The ruling state in the US invests large amounts of time and money in
working to create an association between militant nationalism and
sports, a link Horne says “has long been recognized.” The reaction to
Kaepernick’s protest has thus been all the more hostile, as he has,
Horne points out, “disrupted the narrative” and the “chauvinist”
atmosphere, further “inflaming sentiment” against him.

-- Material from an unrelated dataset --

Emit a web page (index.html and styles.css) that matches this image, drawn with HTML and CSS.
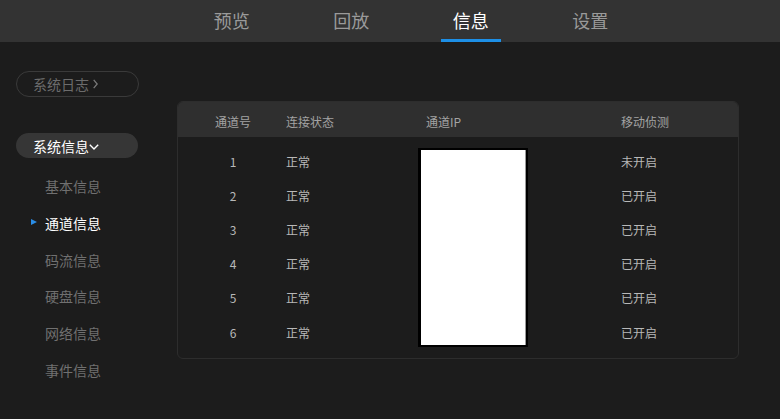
FILE: index.html
```html
<!DOCTYPE html>
<html lang="zh-CN">
<head>
<meta charset="utf-8">
<title>信息</title>
<link rel="stylesheet" href="styles.css">
</head>
<body>
<header class="topbar">
  <nav class="tabs">
    <div class="tab">预览</div>
    <div class="tab">回放</div>
    <div class="tab active">信息</div>
    <div class="tab">设置</div>
  </nav>
</header>
<div class="main">
  <aside class="sidebar">
    <div class="pill pill-outline">系统日志<svg class="chev-right" width="5" height="10" viewBox="0 0 5 10"><path d="M0.7 0.8 L4.2 5 L0.7 9.2" fill="none" stroke="currentColor" stroke-width="1.3"/></svg></div>
    <div class="pill pill-filled">系统信息<svg class="chev-down" width="10" height="6" viewBox="0 0 10 6"><path d="M0.8 0.8 L5 5 L9.2 0.8" fill="none" stroke="currentColor" stroke-width="1.4"/></svg></div>
    <ul class="submenu">
      <li class="item">基本信息</li>
      <li class="item active"><span class="marker"></span>通道信息</li>
      <li class="item">码流信息</li>
      <li class="item">硬盘信息</li>
      <li class="item">网络信息</li>
      <li class="item">事件信息</li>
    </ul>
  </aside>
  <section class="content">
    <div class="table">
      <div class="thead">
        <div class="c1">通道号</div>
        <div class="c2">连接状态</div>
        <div class="c3">通道IP</div>
        <div class="c4">移动侦测</div>
      </div>
      <div class="tbody">
        <div class="ipcell"><div class="redact"></div></div>
        <div class="c1">1</div><div class="c2">正常</div><div class="c4">未开启</div>
        <div class="c1">2</div><div class="c2">正常</div><div class="c4">已开启</div>
        <div class="c1">3</div><div class="c2">正常</div><div class="c4">已开启</div>
        <div class="c1">4</div><div class="c2">正常</div><div class="c4">已开启</div>
        <div class="c1">5</div><div class="c2">正常</div><div class="c4">已开启</div>
        <div class="c1">6</div><div class="c2">正常</div><div class="c4">已开启</div>
      </div>
    </div>
  </section>
</div>
</body>
</html>
```
FILE: styles.css
```css
* { box-sizing: border-box; }
html, body {
  margin: 0;
  padding: 0;
  background: #1c1c1c;
  font-family: "Noto Sans CJK SC", "Noto Sans", sans-serif;
  width: 780px;
  height: 419px;
  overflow: hidden;
}
.topbar {
  height: 42px;
  background: #333333;
}
.tabs {
  display: flex;
  padding-left: 172px;
  height: 42px;
}
.tab {
  position: relative;
  width: 119.5px;
  text-align: center;
  font-size: 18px;
  line-height: 40px;
  color: #9a9a9a;
}
.tab.active {
  color: #ffffff;
}
.tab.active::after {
  content: "";
  position: absolute;
  left: 30px;
  right: 30px;
  bottom: 0;
  height: 3px;
  background: #1d8fe6;
}
.main {
  display: flex;
}
.sidebar {
  width: 177px;
  flex: none;
  padding-top: 29px;
}
.pill {
  margin-left: 16px;
  display: flex;
  align-items: center;
  font-size: 14px;
  padding-left: 16px;
  border-radius: 13px;
}
.pill-outline {
  width: 123px;
  height: 26px;
  border: 1px solid #3a3a3a;
  color: #6c6c6c;
}
.chev-right {
  margin-left: 4px;
  color: #7a7a7a;
}
.pill-filled {
  margin-top: 36px;
  width: 122px;
  height: 25px;
  background: #363636;
  color: #ffffff;
  padding-left: 17px;
}
.chev-down {
  margin-left: 0;
  margin-top: 2px;
  color: #ffffff;
}
.submenu {
  list-style: none;
  margin: 10px 0 0 0;
  padding: 0;
}
.item {
  position: relative;
  height: 36.8px;
  line-height: 36px;
  padding-left: 45px;
  font-size: 14px;
  color: #707070;
}
.item.active {
  color: #ffffff;
}
.marker {
  position: absolute;
  left: 31px;
  top: 14px;
  width: 0;
  height: 0;
  border-top: 3.5px solid transparent;
  border-bottom: 3.5px solid transparent;
  border-left: 6px solid #2a8de6;
}
.content {
  padding-top: 59px;
}
.table {
  width: 562px;
  border: 1px solid #2d2d2d;
  border-radius: 6px;
  overflow: hidden;
  background: #1c1c1c;
}
.thead, .tbody {
  display: grid;
  grid-template-columns: 108px 132px 203px 1fr;
}
.thead {
  height: 35px;
  background: #2f2f2f;
  align-items: center;
  padding-top: 3px;
  font-size: 12px;
  color: #a3a3a3;
}
.tbody {
  grid-template-rows: repeat(6, 34.2px);
  padding: 7px 0 9px 0;
  font-size: 12px;
  color: #b8b8b8;
  align-items: center;
}
.c1 { text-align: center; padding-left: 2px; }
.c2 { padding-left: 0; }
.thead .c3 { padding-left: 8px; }
.c4 { padding-left: 0; }
.ipcell {
  grid-column: 3;
  grid-row: 1 / span 6;
  align-self: start;
}
.redact {
  margin-top: 4px;
  width: 110px;
  height: 199px;
  background: #ffffff;
  border: 2px solid #000000;
  border-left-width: 3px;
  box-shadow: inset -1px 0 0 #9a9a9a;
}
```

Since Kaepernick’s action began, a few articles, such as in
The Intercept and
New York Daily News,
have noted the US anthem’s gleefully criminal and genocidal elements,
though they seem to stop short of making the connection between the
sentiments and goals expressed in the anthem and those that drove the
US’s 1776 ‘revolution’ as a whole. One of Horne’s areas of expertise,
he details this connection in his book
The Counter-Revolution of 1776: Slave Resistance and the Origins of the United States of America.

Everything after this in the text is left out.